Super Multi -Takumar on Nikon
How I managed to find and use this amazing vintage lens on my Nikon camera with infinity focus.
I am a huge fan of vintage cameras and is into developing my own films as well. I recently came back from holiday in Bangkok where I visited malls and malls of gadgets and gizmos of all sorts and my heart literally leaped-out of my chest and thought I was already in heaven when I came across shops of all these vintage cameras.
I‘ve read positive reviews and heard from friends a lot of great stuff about Pentax lenses, particularly the Super Multi-Coated Takumar lens— known for its amazing bokeh and super sharp and clear shots in low-light conditions, but it is quite hard to find a unit that's without 'hidden' issues online, moreover, its price in the market has been going up because of the 'new wave' of followers now that film photography is coming back.
I have my little collection of vintage cameras but I really NEED this lens for my Nikon DSLRs for close up / portrait shots. I do not have a full frame Nikon yet so this 55mm on my Nikon's cropped sensor would be equivalent to 82.5mm lens. Good enough for portrait shots...and the BOKEH! Omg, I can't stress that enough. Hahaha.
When it comes to buying vintage items or any gadget for that matter, especially cameras, it is very important to not be very impulsive (which I am honestly terrible at...it's so haaaaaard, especially when you are surrounded with everything you want...and limited budget!). "Better to be safe than sorry" applies here. So I finally found a shop that allowed me to try the lenses on my Nikon camera and had a great deal after a straightforward negotiation. I never haggle unreasonably but that's why research prior to buying is always important. Know the price range in the local and international market (FB Marketplace, Ebay, Amazon). The sellers would know if you are an 'informed' buyer. If you are, the least likely you'd be a victim of overpricing or worse, buying a suggested 'better' item that you will end up not using. And trust me, it saves time and it saves both parties mostly from being frustrated-- win-win. The shop owner knew that I am not a local, but I tried my best speaking the local Thai language while negotiating as much as I could with a smile and I think it did great wonders! :) I am not going to fill you with details about the specs of the lens or how good it really is. Do your homework (this is the 'teacher' side of me talking) and that's what Google is for or just click here and read. You're welcome.
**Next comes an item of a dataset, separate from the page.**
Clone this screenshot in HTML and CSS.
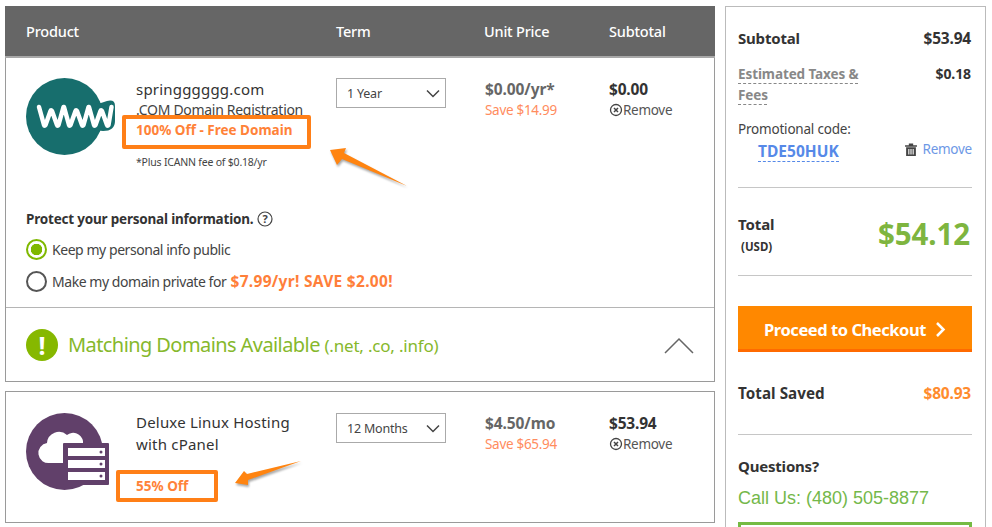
FILE: index.html
```html
<!DOCTYPE html>
<html lang="en">
<head>
<meta charset="utf-8">
<title>Cart</title>
<link rel="stylesheet" href="styles.css">
</head>
<body>
<div class="page">
  <main class="main">
    <section class="card first">
      <div class="head">
        <div class="c-prod">Product</div><div class="c-term">Term</div><div class="c-price">Unit Price</div><div class="c-sub">Subtotal</div>
      </div>
      <div class="row row-domain">
        <div class="c-icon">
          <svg class="icon" width="90" height="78" viewBox="0 0 90 78"><circle cx="38.500" cy="38.500" r="38.500" fill="#176e6d"/><path d="M70 26q6-1 11-3 8-2 8 5v15q0 10-12 10l-9-1z" fill="#176e6d"/><path d="M13 29l5 18q.5 1.500 1.500 0l5-14q.5-1.500 1.500 0l5 14q.5 1.500 1.500 0l5-18M38 29l5 18q.5 1.500 1.500 0l5-14q.5-1.500 1.500 0l5 14q.5 1.500 1.500 0l5-18M63 29l5 18q.5 1.500 1.500 0l5-14q.5-1.500 1.500 0l5 14q.5 1.500 1.500 0l3-18" fill="none" stroke="#fff" stroke-width="4.500" stroke-linecap="round" stroke-linejoin="round"/></svg>
        </div>
        <div class="c-info">
          <div class="name">springggggg.com</div>
          <div class="desc">.COM Domain Registration</div>
          <div class="promo promo-a">100% Off - Free Domain</div>
          <div class="fine">*Plus ICANN fee of $0.18/yr</div>
        </div>
        <div class="c-term"><div class="select"><span>1 Year</span><svg width="14" height="9" viewBox="0 0 14 9"><path d="M1 1.500l6 6 6-6" fill="none" stroke="#444" stroke-width="1.500"/></svg></div></div>
        <div class="c-price"><div class="price">$0.00/yr*</div><div class="save">Save $14.99</div></div>
        <div class="c-sub"><div class="amount">$0.00</div><div class="remove"><svg width="14" height="14" viewBox="0 0 14 14"><circle cx="7" cy="7" r="5.500" fill="none" stroke="#444" stroke-width="1.300"/><path d="M5 5l4 4M9 5l-4 4" stroke="#444" stroke-width="1.500"/></svg>Remove</div></div>
      </div>
      <div class="privacy">
        <div class="protect">Protect your personal information.<svg width="16" height="16" viewBox="0 0 16 16"><circle cx="8" cy="8" r="7" fill="none" stroke="#444" stroke-width="1.200"/><text x="8" y="12" text-anchor="middle" class="q">?</text></svg></div>
        <div class="radio"><span class="dot on"></span><span>Keep my personal info public</span></div>
        <div class="radio"><span class="dot"></span><span>Make my domain private for <b class="deal">$7.99/yr! SAVE $2.00!</b></span></div>
      </div>
      <div class="match">
        <span class="bang">!</span>
        <span class="mtext">Matching Domains Available <small>(.net, .co, .info)</small></span>
        <svg class="chev" width="30" height="17" viewBox="0 0 30 17"><path d="M1 16L15 2l14 14" fill="none" stroke="#666" stroke-width="1.500"/></svg>
      </div>
    </section>
    <section class="card second">
      <div class="row row-host">
        <div class="c-icon">
          <svg class="icon" width="90" height="78" viewBox="0 0 90 78"><circle cx="38.500" cy="38.500" r="38.500" fill="#61406a"/><path d="M24 50a10 10 0 0 1-3-20 12 12 0 0 1 20-8 10 10 0 0 1 16 6v22z" fill="#fff"/><rect x="37" y="30" width="46" height="42" rx="1" fill="#61406a"/><rect x="42" y="35" width="37" height="8" fill="#fff"/><rect x="42" y="47" width="37" height="8" fill="#fff"/><rect x="42" y="59" width="37" height="8" fill="#fff"/><circle cx="75" cy="39" r="1.500" fill="#61406a"/><circle cx="75" cy="51" r="1.500" fill="#61406a"/><circle cx="75" cy="63" r="1.500" fill="#61406a"/></svg>
        </div>
        <div class="c-info">
          <div class="name">Deluxe Linux Hosting<br>with cPanel</div>
          <div class="promo promo-b">55% Off</div>
        </div>
        <div class="c-term"><div class="select"><span>12 Months</span><svg width="14" height="9" viewBox="0 0 14 9"><path d="M1 1.500l6 6 6-6" fill="none" stroke="#444" stroke-width="1.500"/></svg></div></div>
        <div class="c-price"><div class="price">$4.50/mo</div><div class="save">Save $65.94</div></div>
        <div class="c-sub"><div class="amount">$53.94</div><div class="remove"><svg width="14" height="14" viewBox="0 0 14 14"><circle cx="7" cy="7" r="5.500" fill="none" stroke="#444" stroke-width="1.300"/><path d="M5 5l4 4M9 5l-4 4" stroke="#444" stroke-width="1.500"/></svg>Remove</div></div>
      </div>
    </section>
  </main>
  <aside class="side">
    <div class="line sub"><b>Subtotal</b><b class="subval">$53.94</b></div>
    <div class="line tax"><span class="est">Estimated Taxes &amp; Fees</span><b>$0.18</b></div>
    <div class="promo-label">Promotional code:</div>
    <div class="line code"><span class="tde">TDE50HUK</span><span class="rem"><svg width="12" height="13" viewBox="0 0 11 12"><path d="M0 2h11v1.500H0zM3.500 2V.5h4V2zM1 4h9v8H1z" fill="#444"/><path d="M3.500 5.500V10.500M5.500 5.500V10.500M7.500 5.500V10.500" stroke="#fff"/></svg>Remove</span></div>
    <hr class="rule r1">
    <div class="line total"><div><b>Total</b><div class="usd">(USD)</div></div><b class="grand">$54.12</b></div>
    <hr class="rule r2">
    <div class="checkout">Proceed to Checkout<svg width="11" height="17" viewBox="0 0 11 17"><path d="M2 2l6.500 6.500L2 15" fill="none" stroke="#fff" stroke-width="2.500"/></svg></div>
    <div class="line saved"><b class="savedlabel">Total Saved</b><b class="orange">$80.93</b></div>
    <hr class="rule r3">
    <div class="questions">Questions?</div>
    <div class="call">Call Us: (480) 505-8877</div>
    <div class="chat"></div>
  </aside>
  <svg class="arrows" width="992" height="527" viewBox="0 0 992 527" aria-hidden="true">
    <path d="M330 150L346 148 344 153 407 186 342 159 337 165z" fill="#ff8410"/>
    <path d="M235 483L244 471 247 474 301 461 248 480 248 485z" fill="#ff8410"/>
  </svg>
</div>
</body>
</html>
```
FILE: styles.css
```css
* { box-sizing: border-box; }
html, body { margin: 0; height: 527px; overflow: hidden; background: #fff; }
body { font-family: "Noto Sans", "Open Sans", sans-serif; color: #333; font-size: 14px; }
.page { position: relative; display: flex; align-items: flex-start; gap: 10px; width: 992px; height: 527px; padding: 6px 0 0 5px; overflow: hidden; }
.main { width: 710px; display: flex; flex-direction: column; gap: 9px; }
.card { border: 1px solid #9a9a9a; background: #fff; }
.first { height: 376px; border-top: 0; }
.second { height: 132px; }
.head { display: flex; height: 52px; align-items: center; background: #666; color: #fff; font-size: 14.500px; font-weight: 500; border-bottom: 2px solid #a8a8a8; margin: 0 -1px; padding-bottom: 1px; letter-spacing: -.2px; }
.head .c-prod { width: 331px; padding-left: 21px; }
.head .c-term { width: 149px; margin: 0; }
.head .c-price { width: 124px; margin: 0 0 0 -1px; padding-right: 0; }
.head .c-sub { margin: 0 0 0 1px; }
.row { display: flex; align-items: flex-start; }
.row-domain { height: 135px; padding: 20px 0 0 20px; }
.row-host { padding: 21px 0 0 20px; }
.c-icon { width: 110px; flex: none; }
.icon { display: block; }
.c-info { position: relative; width: 200px; flex: none; }
.name { font-size: 15px; line-height: 22px; color: #333; letter-spacing: .2px; }
.row-host .name { margin-top: -2px; }
.desc { font-size: 14px; line-height: 20px; letter-spacing: -.3px; color: #444; }
.promo { position: absolute; background: #fff; border: 4px solid #ff7f17; border-radius: 2px; color: #ff8238; font-size: 13.500px; font-weight: 700; letter-spacing: 0; }
.promo-a { left: -14px; top: 37px; width: 189px; height: 34px; padding: 2px 0 0 10px; line-height: 18px; }
.promo-b { left: -20px; top: 57px; width: 102px; height: 32px; padding: 2px 0 0 16px; line-height: 20px; }
.fine { font-size: 10.500px; line-height: 14px; margin-top: 35px; letter-spacing: -.2px; color: #444; }
.c-term { flex: none; width: 149px; }
.select { width: 110px; height: 30px; border: 1px solid #aaa; display: flex; align-items: center; justify-content: space-between; padding: 0 5px 0 10px; font-size: 12.500px; color: #444; letter-spacing: -.2px; }
.row-domain .select { padding-top: 1px; }
.c-price { flex: none; width: 124px; }
.price { font-size: 15.500px; font-weight: 700; color: #666; line-height: 22px; letter-spacing: -.1px; }
.save { font-size: 13.500px; color: #ff8c5e; line-height: 20px; letter-spacing: -.3px; }
.amount { font-size: 15.500px; font-weight: 700; color: #333; line-height: 22px; letter-spacing: -.2px; }
.remove { display: flex; align-items: center; font-size: 13.500px; color: #555; line-height: 20px; letter-spacing: -.3px; }
.row-host .c-price, .row-host .c-sub { margin-top: -1px; }
.privacy { height: 114px; padding: 16px 0 0 20px; }
.protect { display: flex; align-items: center; gap: 4px; font-size: 13.500px; font-weight: 700; color: #333; line-height: 20px; letter-spacing: -.2px; margin-bottom: 9px; }
.q { font: 700 11px "Noto Sans", sans-serif; fill: #444; }
.radio { display: flex; align-items: center; gap: 5px; height: 22px; margin-bottom: 10px; font-size: 14px; color: #444; letter-spacing: -.45px; }
.dot { width: 21px; height: 21px; border: 2px solid #555; border-radius: 50%; flex: none; }
.dot.on { border-color: #7fb800; background: radial-gradient(circle, #7fb800 0 5.500px, #fff 6px); }
.deal { color: #ff7f3a; font-size: 15.500px; letter-spacing: .3px; margin-left: 1px; }
.match { display: flex; align-items: center; height: 75px; border-top: 1px solid #b5b5b5; padding: 0 20px 2px; }
.bang { width: 32px; height: 32px; border-radius: 50%; background: #86b800; color: #fff; font-size: 25px; font-weight: 700; display: flex; align-items: center; justify-content: center; flex: none; margin-top: 2px; }
.mtext { margin-left: 10px; font-size: 20px; color: #86b82c; letter-spacing: -.58px; flex: 1; }
.mtext small { font-size: 17px; letter-spacing: -.2px; }
.chev { margin-top: 2px; }
.side { width: 261px; height: 540px; flex: none; border: 1px solid #bbb; padding: 20px 13px 0 12px; }
.line { display: flex; justify-content: space-between; align-items: flex-start; }
.line b { font-weight: 700; }
.sub { font-size: 15px; line-height: 22px; color: #333; letter-spacing: -.2px; }
.subval { font-size: 15.500px; margin-right: 1px; }
.tax { margin-top: 15px; font-size: 13.500px; color: #333; line-height: 20px; letter-spacing: -.1px; }
.est { width: 130px; font-weight: 700; color: #888; line-height: 20.500px; text-decoration: underline dashed #888 1px; text-underline-offset: 4px; }
.tax b { font-size: 14px; margin-right: 1px; }
.promo-label { margin-top: 14px; font-size: 13.500px; line-height: 20px; color: #444; letter-spacing: -.2px; }
.code { align-items: center; height: 24px; }
.tde { margin-left: 20px; font-size: 15.500px; font-weight: 700; color: #5689e8; border-bottom: 1px dashed #5689e8; line-height: 20px; letter-spacing: .03px; }
.rem { display: flex; align-items: center; gap: 5px; margin-top: -4px; font-size: 13.500px; color: #6d98e6; letter-spacing: -.25px; }
.rule { border: 0; border-top: 1px solid #c6c6c6; margin: 0; }
.r1 { margin-top: 24px; }
.total { margin-top: 25px; font-size: 15px; line-height: 22px; letter-spacing: -.1px; }
.usd { font-size: 11.500px; font-weight: 700; line-height: 24px; padding-left: 3px; letter-spacing: 0; }
.grand { font-size: 29.500px; line-height: 40px; color: #7eb53f; margin: 1px 2px 0 0; }
.r2 { margin-top: 16px; }
.checkout { margin-top: 30px; height: 46px; background: #ff8800; border-bottom: 3px solid #ff6a00; color: #fff; display: flex; align-items: center; justify-content: center; gap: 9px; font-size: 16.500px; font-weight: 700; letter-spacing: -.45px; padding-top: 4px; }
.saved { margin-top: 30px; font-size: 15px; line-height: 22px; letter-spacing: -.2px; }
.savedlabel { letter-spacing: .05px; font-size: 15.200px; }
.orange { color: #ff8c2e; font-size: 15.500px; margin-right: 1px; }
.r3 { margin-top: 30px; }
.questions { margin-top: 20px; font-size: 15px; font-weight: 700; line-height: 22px; letter-spacing: -.2px; }
.call { margin-top: 9px; font-family: "Liberation Sans", sans-serif; font-size: 18px; line-height: 24px; color: #74b84a; }
.chat { margin-top: 12px; height: 40px; border: 3px solid #75bb43; }
.arrows { position: absolute; left: 0; top: 0; pointer-events: none; filter: drop-shadow(1px 2px 1px rgba(0,0,0,.35)); }
```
1st CHALLENGE: To fit this Pentax SMC Takumar lens with M42 mount to Nikon, I needed an adapter. Solution: Get an M42-Nikon F adapter. DO NOT buy the one with the glass element in it. I do not have that one but 100% of the reviews that I came across with says that the cheap glass in it distorts and softens the images captured by the lens (which for me defeats the whole purpose of having this lens). One good thing though is that, with this adapter, you can focus the lens to infinity. This was the first adapter immediately recommended to me by the seller. But I did my homework and told him it's not what I need. I asked for the thin M42-Nikon F adapter without the glass element. The price of this is about 75% cheaper than the one with glass so I understand why most sellers wouldn't recommend this right away or even put it in display. All Nikon cameras have the same Nikon F mount since 1959. So any lens that I fancy fitting in my Nikon DX body camera, I just need to find the right from whatever mount to Nikon F adapter for it.
2nd CHALLENGE: With the thin M42-Nikon F adapter, the infinity focusing does not work. You get super sharp shots from about .45 meters and it gets softer until about 2.5 to 3 meters.
Why does it happen? Because we are using a lens not originally made for Nikon cameras, the distance from the rear element of the Pentax Takumar lens to the Nikon camera's sensor is now farther which disables its ability to focus to infinity. *This is why the adapter with the glass could do it, because the cheap glass minimizes the distance between the rear of the lens and the camera's sensor. Sadly, it messes with the image.
Solution: Minimize the gap between the rear of Takumar lens and the camera's sensor. READ the steps I did below. Disclaimer: This thing worked for my SMC Takumar 55mm 1.8 lens and Nikon DX bodies. I am just sharing what I have done in the hopes that it may help others make full use of the infinity focus of their vintage lens. I assume no responsibility on any type of damages that may occur should anyone do this. I still strongly suggest to have a professional camera repair man do this but if you're feeling adventurous, try at your own risk.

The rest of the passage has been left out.